Подобно всем имперсоналистам-этатистам, нынешние российские патриоты рисуют историческую картину и оценивают события, не принимая во внимание того, что дороже всего на свете, — судьбу человеческой личности. Для них хорошо то, что служит укреплению государства («Державы»). Из знаменитой двусоставной характеристики России как образа «Империи и Свободы» здесь признается только одна половина. Но Империя без субстанции Свободы теряет свое подлинное величие и становится торжеством голой мощи.
Конкретная история России на патриотических страницах так же искажена, как и на страницах русофобских.
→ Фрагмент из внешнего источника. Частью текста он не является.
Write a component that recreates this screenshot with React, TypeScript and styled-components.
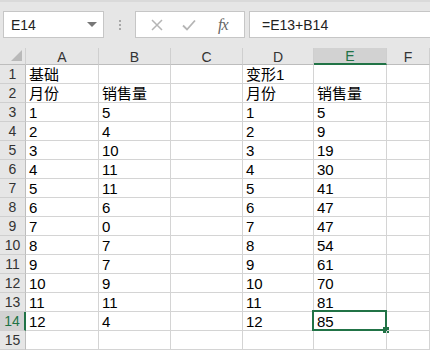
import React from "react";
import styled, { createGlobalStyle } from "styled-components";

const Global = createGlobalStyle`
  html, body { margin: 0; padding: 0; background: #ffffff; }
  body { font-family: "Liberation Sans", "Noto Sans CJK SC", sans-serif; overflow: hidden; }
`;

const Page = styled.div`
  width: 430px;
  height: 350px;
  display: flex;
  flex-direction: column;
  overflow: hidden;
  background: #fff;
`;

const Toolbar = styled.div`
  height: 50px;
  box-sizing: border-box;
  background: #e6e6e6;
  border-top: 2px solid #dadada;
  display: flex;
  align-items: flex-start;
  padding: 9px 0 0 3px;
`;

const NameBox = styled.div`
  width: 101px;
  height: 27px;
  box-sizing: border-box;
  background: #fff;
  border: 1px solid #c6c6c6;
  display: flex;
  align-items: center;
  justify-content: space-between;
  padding: 0 6px 0 7px;
  font-size: 14px;
  color: #222;
`;

const Caret = styled.span`
  width: 0;
  height: 0;
  border-left: 5px solid transparent;
  border-right: 5px solid transparent;
  border-top: 5px solid #777;
`;

const Dots = styled.div`
  width: 31px;
  height: 27px;
  display: flex;
  flex-direction: column;
  align-items: center;
  justify-content: center;
  gap: 2px;
`;

const Dot = styled.span`
  width: 2px;
  height: 2px;
  background: #a8a8a8;
`;

const ButtonBox = styled.div`
  width: 110px;
  height: 27px;
  box-sizing: border-box;
  background: #fff;
  border: 1px solid #c6c6c6;
  display: flex;
  align-items: center;
  padding-left: 12px;
  gap: 14px;
`;

const IconSlot = styled.span`
  width: 18px;
  height: 18px;
  display: flex;
  align-items: center;
  justify-content: center;
`;

const Fx = styled.span`
  font-family: "Liberation Serif", serif;
  font-style: italic;
  font-size: 16px;
  color: #666;
  margin-left: 6px;
  letter-spacing: -1px;
`;

const FormulaInput = styled.div`
  flex: 1;
  height: 27px;
  box-sizing: border-box;
  margin-left: 4px;
  background: #fff;
  border: 1px solid #c6c6c6;
  border-right: none;
  display: flex;
  align-items: center;
  padding-left: 12px;
  font-size: 14px;
  color: #222;
`;

const Grid = styled.div`
  display: grid;
  grid-template-columns: 26px 73px 72px 72px 71px 73px 1fr;
  grid-auto-rows: 19px;
  grid-template-rows: 17px;
`;

const Corner = styled.div`
  background: #e6e6e6;
  border-right: 1px solid #d0d0d0;
  border-bottom: 1px solid #bdbdbd;
  box-sizing: border-box;
  position: relative;
  &::after {
    content: "";
    position: absolute;
    right: 3px;
    bottom: 3px;
    width: 0;
    height: 0;
    border-left: 11px solid transparent;
    border-bottom: 11px solid #b9b9b9;
  }
`;

const ColHead = styled.div<{ $active?: boolean }>`
  box-sizing: border-box;
  background: ${(p) => (p.$active ? "#d2d2d2" : "#e6e6e6")};
  border-right: 1px solid #cfcfcf;
  border-bottom: ${(p) => (p.$active ? "2px solid #217346" : "1px solid #bdbdbd")};
  display: flex;
  align-items: center;
  justify-content: center;
  font-size: 14px;
  color: ${(p) => (p.$active ? "#217346" : "#333")};
  padding-top: 1px;
`;

const RowHead = styled.div<{ $active?: boolean }>`
  box-sizing: border-box;
  background: ${(p) => (p.$active ? "#d2d2d2" : "#e6e6e6")};
  border-right: ${(p) => (p.$active ? "2px solid #217346" : "1px solid #bdbdbd")};
  border-bottom: 1px solid #cfcfcf;
  display: flex;
  align-items: flex-end;
  justify-content: center;
  font-size: 14px;
  line-height: 17px;
  color: ${(p) => (p.$active ? "#217346" : "#333")};
`;

const Cell = styled.div<{ $selected?: boolean }>`
  box-sizing: border-box;
  border-right: 1px solid #d4d4d4;
  border-bottom: 1px solid #d4d4d4;
  display: flex;
  align-items: flex-end;
  padding-left: 3px;
  font-size: 15px;
  line-height: 17px;
  color: #000;
  white-space: nowrap;
  position: relative;
  ${(p) =>
    p.$selected &&
    `
    &::before {
      content: "";
      position: absolute;
      left: -2px;
      top: -2px;
      right: -1px;
      bottom: -1px;
      border: 2px solid #217346;
      pointer-events: none;
    }
    &::after {
      content: "";
      position: absolute;
      right: -3px;
      bottom: -3px;
      width: 6px;
      height: 6px;
      background: #217346;
    }
  `}
`;

const cols = ["A", "B", "C", "D", "E", "F"];

const rows: string[][] = [
  ["基础", "", "", "变形1", "", ""],
  ["月份", "销售量", "", "月份", "销售量", ""],
  ["1", "5", "", "1", "5", ""],
  ["2", "4", "", "2", "9", ""],
  ["3", "10", "", "3", "19", ""],
  ["4", "11", "", "4", "30", ""],
  ["5", "11", "", "5", "41", ""],
  ["6", "6", "", "6", "47", ""],
  ["7", "0", "", "7", "47", ""],
  ["8", "7", "", "8", "54", ""],
  ["9", "7", "", "9", "61", ""],
  ["10", "9", "", "10", "70", ""],
  ["11", "11", "", "11", "81", ""],
  ["12", "4", "", "12", "85", ""],
  ["", "", "", "", "", ""],
];

export default function App() {
  return (
    <Page>
      <Global />
      <Toolbar>
        <NameBox>
          <span>E14</span>
          <Caret />
        </NameBox>
        <Dots>
          <Dot />
          <Dot />
          <Dot />
        </Dots>
        <ButtonBox>
          <IconSlot>
            <svg width="12" height="12" viewBox="0 0 12 12">
              <path d="M1 1 L11 11 M11 1 L1 11" stroke="#b5b5b5" strokeWidth="1.5" />
            </svg>
          </IconSlot>
          <IconSlot>
            <svg width="14" height="12" viewBox="0 0 14 12">
              <path d="M1 6.5 L5 10.5 L13 1.5" stroke="#b5b5b5" strokeWidth="1.8" fill="none" />
            </svg>
          </IconSlot>
          <Fx>fx</Fx>
        </ButtonBox>
        <FormulaInput>=E13+B14</FormulaInput>
      </Toolbar>
      <Grid>
        <Corner />
        {cols.map((c) => (
          <ColHead key={c} $active={c === "E"}>
            {c}
          </ColHead>
        ))}
        {rows.map((r, i) => (
          <React.Fragment key={i}>
            <RowHead $active={i === 13}>{i + 1}</RowHead>
            {r.map((v, j) => (
              <Cell key={j} $selected={i === 13 && j === 4}>
                {v}
              </Cell>
            ))}
          </React.Fragment>
        ))}
      </Grid>
    </Page>
  );
}
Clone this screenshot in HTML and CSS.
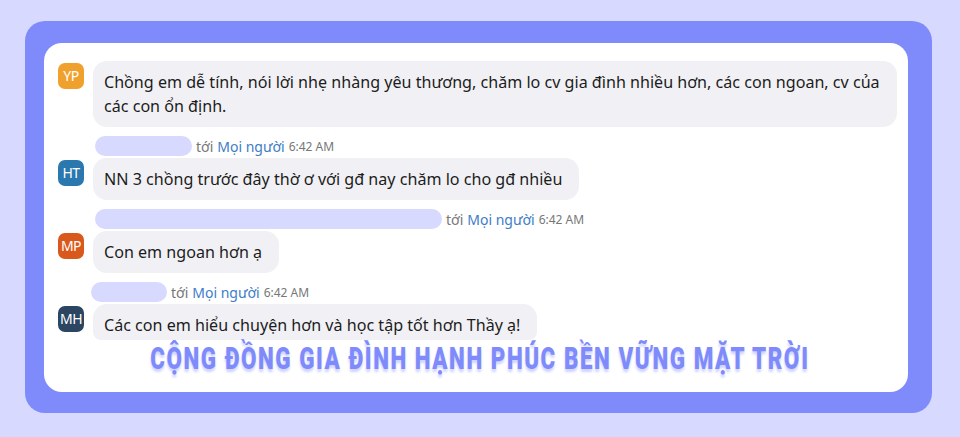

Во время той самой Второй мировой войны, которая служит безотказным алиби для патриотов сталинского режима, время, когда российский народ оказался зажатым между двумя огнедышащими драконами национал- и интернационал-социализма, «коричневым» и «красным», свободный мир Запада, который Мяло расписывает как клубок дьявольских интриг, оставался единственной надеждой человеческой личности на Востоке Европы. Потсдам и Ялта, где западные лидеры малодушно «сдали» народы Восточной Европы Сталину, для нашего патриотического автора — большое достижение. Что ж, логично, ведь державная масса увеличилась. Так сталинская аннексия восточноевропейских стран вписывается бестрепетной патриотической рукой в органический ход российской истории. Зато «является ли нынешняя Российская Федерация наследницей и преемницей исторической России… которая продолжала существовать в форме СССР», — это для Мяло «вопрос не праздный». Ликвидация партократического режима тоталитарной утопии, возврат страны в естественную колею именно «исторического государства» в противовес утопическому коммунистическому, великое революционное событие августовской контр революции, совершившей обратный по отношению к Октябрю, реверсионный ход, объявляется патриотами «роковым событием» — разрывом исторической преемственности. Что ж, опять логично — с количественно-силовой точки зрения.